UK headline inflation dropped to 1.7% in September, falling beneath the Bank of England’s target for the first time in two and a half years. Moreover, core consumer price inflation, which excludes energy, food, alcohol and tobacco, fell to 3.2%, down from 3.6% in August.
The most notable contributor to this was transport prices, which slid by 2.4% in September, the largest decline in the sector since October 2015. This mostly offset the rising prices of food and alcoholic beverages.
Another factor could be the impending Budget, which is expected to be harsher than those in recent years, which could be keeping consumer confidence low and causing cash to remain on the sidelines. With less demand, this would also lower inflation.
The news has strengthened expectations of further interest rate cuts from the Bank of England in November, according to Aaron Hussein, global market strategist at JP Morgan Asset Management, said.
“Today’s inflation print will reassure members of the Monetary Policy Committee that the tide is turning in the battle against inflation. This, coupled with yesterday’s further moderation in wage growth, suggests that the Bank is gradually taming the inflation tiger.”
Danni Hewson, head of financial analysis at AJ Bell, added: “A quarter percentage point cut is pretty much nailed on, and expectation of a second rate cut in December has also jumped up today with markets thinking there’s a better than 80% chance we will end the year with rates down at 4.5%.”

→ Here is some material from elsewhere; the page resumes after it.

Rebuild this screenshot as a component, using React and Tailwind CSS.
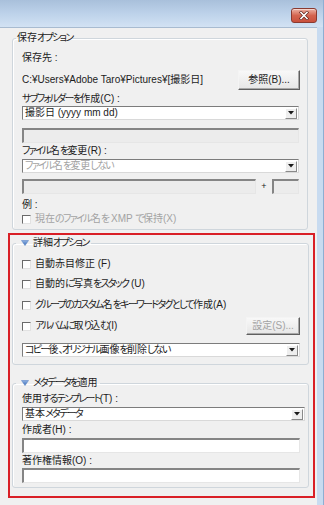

However, some experts remain cautious about the prospect of a second rate cut in December. Services inflation remains persistently high and so Hewson said that “there are no guarantees” on the direction of monetary policy. Cutting interest rates too quickly could risk reigniting inflation.
Hussein said: “Investors expecting the Bank to keep pace with its peers around the world are likely to be disappointed.’